* begin *

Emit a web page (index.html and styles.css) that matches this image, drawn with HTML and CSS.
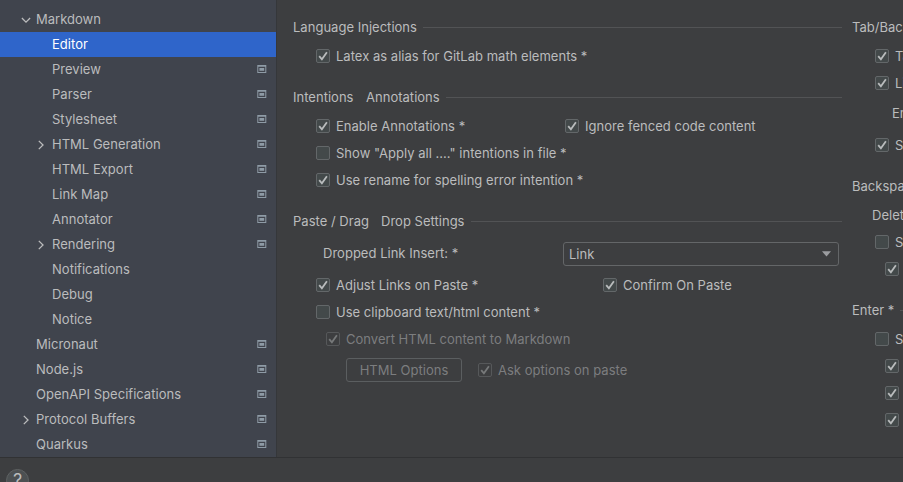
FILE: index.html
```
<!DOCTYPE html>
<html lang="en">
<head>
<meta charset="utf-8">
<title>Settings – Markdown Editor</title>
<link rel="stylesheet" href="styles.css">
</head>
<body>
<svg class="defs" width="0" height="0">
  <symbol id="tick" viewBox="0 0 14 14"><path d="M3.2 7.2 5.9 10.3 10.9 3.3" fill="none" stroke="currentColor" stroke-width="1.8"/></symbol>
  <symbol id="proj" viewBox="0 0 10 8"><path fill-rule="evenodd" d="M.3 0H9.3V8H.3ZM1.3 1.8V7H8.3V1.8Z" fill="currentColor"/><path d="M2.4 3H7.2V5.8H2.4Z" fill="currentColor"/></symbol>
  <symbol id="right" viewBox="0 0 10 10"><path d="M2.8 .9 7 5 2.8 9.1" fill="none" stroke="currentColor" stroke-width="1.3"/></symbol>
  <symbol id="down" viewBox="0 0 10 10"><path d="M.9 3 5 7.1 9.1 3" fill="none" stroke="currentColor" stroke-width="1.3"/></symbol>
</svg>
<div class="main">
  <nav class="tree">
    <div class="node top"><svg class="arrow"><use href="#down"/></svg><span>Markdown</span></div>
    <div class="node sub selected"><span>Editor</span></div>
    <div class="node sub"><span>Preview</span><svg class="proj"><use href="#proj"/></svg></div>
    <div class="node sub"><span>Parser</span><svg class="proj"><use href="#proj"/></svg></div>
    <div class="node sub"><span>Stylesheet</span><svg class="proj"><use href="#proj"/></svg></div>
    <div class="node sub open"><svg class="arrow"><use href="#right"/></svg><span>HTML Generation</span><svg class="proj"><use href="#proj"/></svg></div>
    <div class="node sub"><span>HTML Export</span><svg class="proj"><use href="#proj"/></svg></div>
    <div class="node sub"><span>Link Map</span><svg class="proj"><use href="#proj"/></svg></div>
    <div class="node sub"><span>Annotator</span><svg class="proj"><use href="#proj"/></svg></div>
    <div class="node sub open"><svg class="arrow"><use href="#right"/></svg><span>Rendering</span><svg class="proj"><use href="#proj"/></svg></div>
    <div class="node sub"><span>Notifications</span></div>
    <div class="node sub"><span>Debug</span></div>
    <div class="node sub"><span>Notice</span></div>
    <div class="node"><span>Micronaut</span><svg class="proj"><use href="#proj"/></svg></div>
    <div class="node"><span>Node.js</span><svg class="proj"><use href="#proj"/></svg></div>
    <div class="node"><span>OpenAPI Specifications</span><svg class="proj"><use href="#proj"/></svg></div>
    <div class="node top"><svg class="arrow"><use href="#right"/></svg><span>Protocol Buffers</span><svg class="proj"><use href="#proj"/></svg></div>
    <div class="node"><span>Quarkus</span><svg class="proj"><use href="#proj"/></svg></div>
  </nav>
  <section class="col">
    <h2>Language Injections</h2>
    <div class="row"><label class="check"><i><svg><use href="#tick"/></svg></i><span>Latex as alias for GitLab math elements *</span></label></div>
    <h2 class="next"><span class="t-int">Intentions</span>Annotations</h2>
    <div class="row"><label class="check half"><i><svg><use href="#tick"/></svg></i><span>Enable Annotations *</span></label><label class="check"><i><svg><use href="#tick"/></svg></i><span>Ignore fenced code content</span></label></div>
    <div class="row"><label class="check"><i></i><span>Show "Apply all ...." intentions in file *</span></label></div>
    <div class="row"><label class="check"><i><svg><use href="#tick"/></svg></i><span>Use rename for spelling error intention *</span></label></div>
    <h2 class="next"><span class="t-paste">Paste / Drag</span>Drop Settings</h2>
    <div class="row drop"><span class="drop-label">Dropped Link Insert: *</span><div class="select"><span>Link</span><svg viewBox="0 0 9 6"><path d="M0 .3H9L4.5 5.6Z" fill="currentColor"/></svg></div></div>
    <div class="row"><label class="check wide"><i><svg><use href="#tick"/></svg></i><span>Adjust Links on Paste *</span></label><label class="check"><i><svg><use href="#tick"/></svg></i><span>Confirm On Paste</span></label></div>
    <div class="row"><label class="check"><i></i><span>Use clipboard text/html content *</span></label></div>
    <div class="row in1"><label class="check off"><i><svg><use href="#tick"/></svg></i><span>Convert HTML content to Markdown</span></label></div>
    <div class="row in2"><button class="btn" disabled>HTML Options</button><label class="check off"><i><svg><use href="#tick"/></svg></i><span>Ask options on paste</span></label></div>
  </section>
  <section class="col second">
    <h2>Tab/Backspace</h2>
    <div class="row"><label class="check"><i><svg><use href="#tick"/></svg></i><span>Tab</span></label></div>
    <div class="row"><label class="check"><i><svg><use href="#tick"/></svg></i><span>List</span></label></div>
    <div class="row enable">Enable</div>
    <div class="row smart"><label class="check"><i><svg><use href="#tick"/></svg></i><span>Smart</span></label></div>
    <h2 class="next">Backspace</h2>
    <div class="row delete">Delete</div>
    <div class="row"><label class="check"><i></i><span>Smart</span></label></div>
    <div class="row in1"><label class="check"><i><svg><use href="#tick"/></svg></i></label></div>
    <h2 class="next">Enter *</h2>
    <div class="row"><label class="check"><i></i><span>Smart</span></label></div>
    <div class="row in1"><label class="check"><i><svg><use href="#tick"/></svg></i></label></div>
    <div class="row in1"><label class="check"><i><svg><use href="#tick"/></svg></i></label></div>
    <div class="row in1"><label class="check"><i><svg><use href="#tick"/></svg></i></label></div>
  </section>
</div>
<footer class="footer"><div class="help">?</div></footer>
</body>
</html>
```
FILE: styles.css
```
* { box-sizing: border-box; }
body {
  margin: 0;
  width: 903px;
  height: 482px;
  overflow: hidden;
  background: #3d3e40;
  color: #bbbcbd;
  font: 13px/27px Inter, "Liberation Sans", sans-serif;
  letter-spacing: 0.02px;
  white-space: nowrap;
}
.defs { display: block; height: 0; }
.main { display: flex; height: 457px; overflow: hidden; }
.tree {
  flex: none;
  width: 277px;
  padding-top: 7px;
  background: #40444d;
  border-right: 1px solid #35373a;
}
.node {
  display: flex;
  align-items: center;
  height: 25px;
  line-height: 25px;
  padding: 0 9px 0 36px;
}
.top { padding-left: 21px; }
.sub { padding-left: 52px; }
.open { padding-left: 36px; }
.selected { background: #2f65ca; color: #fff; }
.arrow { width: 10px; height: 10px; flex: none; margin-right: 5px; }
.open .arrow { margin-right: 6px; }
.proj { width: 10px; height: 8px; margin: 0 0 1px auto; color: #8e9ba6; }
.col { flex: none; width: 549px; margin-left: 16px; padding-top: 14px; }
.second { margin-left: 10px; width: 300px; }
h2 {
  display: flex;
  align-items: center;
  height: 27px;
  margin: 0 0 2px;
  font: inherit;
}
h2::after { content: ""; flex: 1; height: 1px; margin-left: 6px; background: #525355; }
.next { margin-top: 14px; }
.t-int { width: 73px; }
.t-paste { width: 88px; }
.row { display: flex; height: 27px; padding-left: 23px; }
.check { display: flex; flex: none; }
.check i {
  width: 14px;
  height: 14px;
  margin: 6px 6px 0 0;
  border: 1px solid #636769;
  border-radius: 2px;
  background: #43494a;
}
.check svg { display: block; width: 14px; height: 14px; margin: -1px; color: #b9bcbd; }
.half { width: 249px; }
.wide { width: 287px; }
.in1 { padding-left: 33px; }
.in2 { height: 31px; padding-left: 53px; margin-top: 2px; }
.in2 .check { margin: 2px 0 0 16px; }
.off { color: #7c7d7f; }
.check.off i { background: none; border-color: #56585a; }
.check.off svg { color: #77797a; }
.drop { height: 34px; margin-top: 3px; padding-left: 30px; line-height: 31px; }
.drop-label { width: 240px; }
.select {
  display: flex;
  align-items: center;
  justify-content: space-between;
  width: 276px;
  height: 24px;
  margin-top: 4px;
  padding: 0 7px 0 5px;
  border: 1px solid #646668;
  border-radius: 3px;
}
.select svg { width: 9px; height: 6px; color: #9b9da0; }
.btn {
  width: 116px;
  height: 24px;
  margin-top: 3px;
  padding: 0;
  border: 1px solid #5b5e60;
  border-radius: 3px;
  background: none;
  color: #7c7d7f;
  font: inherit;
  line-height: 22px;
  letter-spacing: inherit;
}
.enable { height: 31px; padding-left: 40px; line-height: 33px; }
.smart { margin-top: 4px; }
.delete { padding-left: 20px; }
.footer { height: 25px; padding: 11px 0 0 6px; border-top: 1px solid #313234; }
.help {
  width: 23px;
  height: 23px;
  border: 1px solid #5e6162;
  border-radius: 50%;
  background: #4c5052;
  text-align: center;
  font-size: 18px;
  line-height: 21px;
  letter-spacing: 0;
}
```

* end *

• _WHAT THE TASK REQUIRES_:
Return solely the number of lines in the data that include the word "index".

• _EXERCISE OUTPUT_:
2